■ **The task**: How many lines of the data hold the word "React"? State the number and nothing else.

■ **Data**:
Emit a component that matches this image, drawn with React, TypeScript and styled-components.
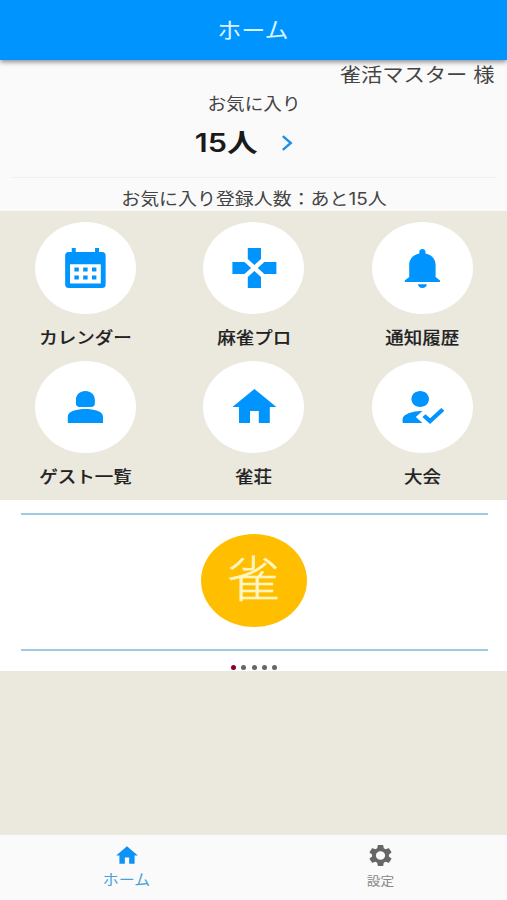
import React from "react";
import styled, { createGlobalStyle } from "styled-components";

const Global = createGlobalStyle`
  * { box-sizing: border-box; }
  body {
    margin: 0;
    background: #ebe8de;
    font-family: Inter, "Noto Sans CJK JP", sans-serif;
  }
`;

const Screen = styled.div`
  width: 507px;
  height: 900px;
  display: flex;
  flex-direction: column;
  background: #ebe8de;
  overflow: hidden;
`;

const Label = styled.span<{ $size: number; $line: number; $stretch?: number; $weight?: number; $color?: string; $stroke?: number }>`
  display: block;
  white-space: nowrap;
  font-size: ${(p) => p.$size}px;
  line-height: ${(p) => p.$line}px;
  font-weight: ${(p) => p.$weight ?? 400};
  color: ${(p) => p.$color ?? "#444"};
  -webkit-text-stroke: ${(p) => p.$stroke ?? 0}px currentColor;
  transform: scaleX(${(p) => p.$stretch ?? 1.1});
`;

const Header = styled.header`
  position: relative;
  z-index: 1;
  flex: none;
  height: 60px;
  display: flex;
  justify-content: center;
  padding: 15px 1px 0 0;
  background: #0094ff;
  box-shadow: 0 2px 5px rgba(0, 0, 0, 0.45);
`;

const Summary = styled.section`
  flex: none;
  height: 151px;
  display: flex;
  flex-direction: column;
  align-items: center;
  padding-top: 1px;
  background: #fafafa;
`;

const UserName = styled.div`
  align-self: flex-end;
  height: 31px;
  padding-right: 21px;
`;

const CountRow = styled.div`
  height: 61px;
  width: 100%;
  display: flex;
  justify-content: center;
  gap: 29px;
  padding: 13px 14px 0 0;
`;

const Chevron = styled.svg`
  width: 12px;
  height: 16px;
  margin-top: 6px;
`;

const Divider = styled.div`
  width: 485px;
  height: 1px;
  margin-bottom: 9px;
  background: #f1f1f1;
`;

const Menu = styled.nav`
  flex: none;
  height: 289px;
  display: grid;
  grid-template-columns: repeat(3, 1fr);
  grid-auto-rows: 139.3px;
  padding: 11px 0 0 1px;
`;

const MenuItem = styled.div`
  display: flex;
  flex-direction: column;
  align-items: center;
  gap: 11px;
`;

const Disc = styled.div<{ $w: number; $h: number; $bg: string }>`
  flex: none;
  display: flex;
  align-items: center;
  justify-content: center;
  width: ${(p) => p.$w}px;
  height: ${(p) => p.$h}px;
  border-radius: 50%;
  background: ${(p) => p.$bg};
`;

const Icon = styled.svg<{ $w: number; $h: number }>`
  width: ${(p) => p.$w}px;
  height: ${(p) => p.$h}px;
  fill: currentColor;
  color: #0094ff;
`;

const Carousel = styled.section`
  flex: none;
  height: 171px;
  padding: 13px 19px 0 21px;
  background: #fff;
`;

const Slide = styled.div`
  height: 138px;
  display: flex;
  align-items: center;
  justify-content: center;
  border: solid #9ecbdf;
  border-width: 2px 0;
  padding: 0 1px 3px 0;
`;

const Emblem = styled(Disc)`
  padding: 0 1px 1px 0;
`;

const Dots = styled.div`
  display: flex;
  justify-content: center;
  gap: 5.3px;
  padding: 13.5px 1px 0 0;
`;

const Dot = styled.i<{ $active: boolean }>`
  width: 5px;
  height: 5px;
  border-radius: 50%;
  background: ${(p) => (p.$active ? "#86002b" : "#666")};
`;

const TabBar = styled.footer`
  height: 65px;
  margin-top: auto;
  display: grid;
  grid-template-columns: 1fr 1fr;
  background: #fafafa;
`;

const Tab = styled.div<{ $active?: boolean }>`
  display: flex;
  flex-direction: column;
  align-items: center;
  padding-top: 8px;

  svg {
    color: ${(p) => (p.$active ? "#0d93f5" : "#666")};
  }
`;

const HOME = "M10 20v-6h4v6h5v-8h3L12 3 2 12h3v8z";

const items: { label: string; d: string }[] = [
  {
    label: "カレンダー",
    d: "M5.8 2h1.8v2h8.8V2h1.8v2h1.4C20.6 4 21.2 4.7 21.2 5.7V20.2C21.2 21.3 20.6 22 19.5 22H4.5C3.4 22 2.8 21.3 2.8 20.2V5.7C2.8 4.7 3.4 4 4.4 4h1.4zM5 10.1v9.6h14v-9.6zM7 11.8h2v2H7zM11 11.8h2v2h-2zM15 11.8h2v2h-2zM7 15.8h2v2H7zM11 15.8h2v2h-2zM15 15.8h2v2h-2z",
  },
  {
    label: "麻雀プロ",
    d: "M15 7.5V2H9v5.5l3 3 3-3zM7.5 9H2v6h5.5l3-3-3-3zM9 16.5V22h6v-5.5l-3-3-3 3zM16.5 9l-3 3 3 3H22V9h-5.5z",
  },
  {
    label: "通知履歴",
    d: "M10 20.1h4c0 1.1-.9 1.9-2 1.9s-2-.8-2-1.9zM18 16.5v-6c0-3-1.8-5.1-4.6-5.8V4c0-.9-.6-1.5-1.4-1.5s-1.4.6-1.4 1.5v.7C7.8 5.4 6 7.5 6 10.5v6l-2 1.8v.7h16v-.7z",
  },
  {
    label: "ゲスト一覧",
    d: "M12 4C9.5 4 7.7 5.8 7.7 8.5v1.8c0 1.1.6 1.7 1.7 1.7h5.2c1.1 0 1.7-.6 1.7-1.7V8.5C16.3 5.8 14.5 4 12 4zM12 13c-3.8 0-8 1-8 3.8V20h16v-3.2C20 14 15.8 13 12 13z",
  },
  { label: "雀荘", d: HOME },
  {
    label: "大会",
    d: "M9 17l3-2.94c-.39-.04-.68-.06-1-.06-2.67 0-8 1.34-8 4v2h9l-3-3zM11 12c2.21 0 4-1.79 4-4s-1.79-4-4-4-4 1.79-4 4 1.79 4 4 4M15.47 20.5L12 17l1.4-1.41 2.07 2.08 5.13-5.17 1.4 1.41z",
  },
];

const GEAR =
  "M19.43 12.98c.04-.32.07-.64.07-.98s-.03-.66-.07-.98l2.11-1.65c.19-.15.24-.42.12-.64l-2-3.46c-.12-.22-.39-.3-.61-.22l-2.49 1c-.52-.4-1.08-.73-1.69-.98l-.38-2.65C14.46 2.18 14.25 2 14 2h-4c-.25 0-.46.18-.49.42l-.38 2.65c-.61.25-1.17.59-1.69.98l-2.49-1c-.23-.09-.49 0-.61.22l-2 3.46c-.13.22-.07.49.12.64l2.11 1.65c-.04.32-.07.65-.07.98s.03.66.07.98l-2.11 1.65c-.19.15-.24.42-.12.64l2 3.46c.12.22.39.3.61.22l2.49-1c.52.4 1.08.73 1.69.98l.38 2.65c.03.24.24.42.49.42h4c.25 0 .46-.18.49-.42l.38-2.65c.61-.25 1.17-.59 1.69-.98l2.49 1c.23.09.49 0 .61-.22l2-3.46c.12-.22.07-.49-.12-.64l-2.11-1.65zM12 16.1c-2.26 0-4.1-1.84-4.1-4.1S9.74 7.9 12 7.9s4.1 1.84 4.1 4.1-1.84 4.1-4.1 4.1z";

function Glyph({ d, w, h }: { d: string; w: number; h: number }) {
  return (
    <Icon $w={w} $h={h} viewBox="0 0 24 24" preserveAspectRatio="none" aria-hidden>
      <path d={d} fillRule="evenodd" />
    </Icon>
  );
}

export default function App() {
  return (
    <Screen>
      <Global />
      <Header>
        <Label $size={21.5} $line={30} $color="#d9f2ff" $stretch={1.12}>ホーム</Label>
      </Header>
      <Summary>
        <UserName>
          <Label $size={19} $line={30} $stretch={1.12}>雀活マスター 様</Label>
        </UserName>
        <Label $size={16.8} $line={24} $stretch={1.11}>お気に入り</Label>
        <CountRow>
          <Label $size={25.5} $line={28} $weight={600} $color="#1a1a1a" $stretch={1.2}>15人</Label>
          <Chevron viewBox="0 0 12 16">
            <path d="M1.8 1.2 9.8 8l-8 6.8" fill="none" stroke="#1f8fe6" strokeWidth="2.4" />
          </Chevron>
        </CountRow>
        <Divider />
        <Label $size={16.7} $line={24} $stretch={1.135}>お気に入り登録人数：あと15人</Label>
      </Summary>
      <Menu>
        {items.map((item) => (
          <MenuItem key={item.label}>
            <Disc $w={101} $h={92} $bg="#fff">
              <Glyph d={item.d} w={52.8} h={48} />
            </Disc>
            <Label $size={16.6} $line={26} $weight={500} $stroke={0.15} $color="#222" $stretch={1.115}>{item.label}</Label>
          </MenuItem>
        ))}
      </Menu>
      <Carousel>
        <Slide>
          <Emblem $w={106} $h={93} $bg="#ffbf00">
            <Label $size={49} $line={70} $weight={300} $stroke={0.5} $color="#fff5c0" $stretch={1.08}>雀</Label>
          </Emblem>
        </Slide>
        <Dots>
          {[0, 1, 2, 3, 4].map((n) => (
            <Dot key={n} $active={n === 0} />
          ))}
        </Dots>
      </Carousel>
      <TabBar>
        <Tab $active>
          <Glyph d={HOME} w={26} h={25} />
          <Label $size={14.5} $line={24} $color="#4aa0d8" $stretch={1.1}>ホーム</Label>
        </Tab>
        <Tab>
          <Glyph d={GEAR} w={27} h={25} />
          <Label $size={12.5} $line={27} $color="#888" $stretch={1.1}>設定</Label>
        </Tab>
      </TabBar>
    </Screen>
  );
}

■ **Output for this exercise**: 2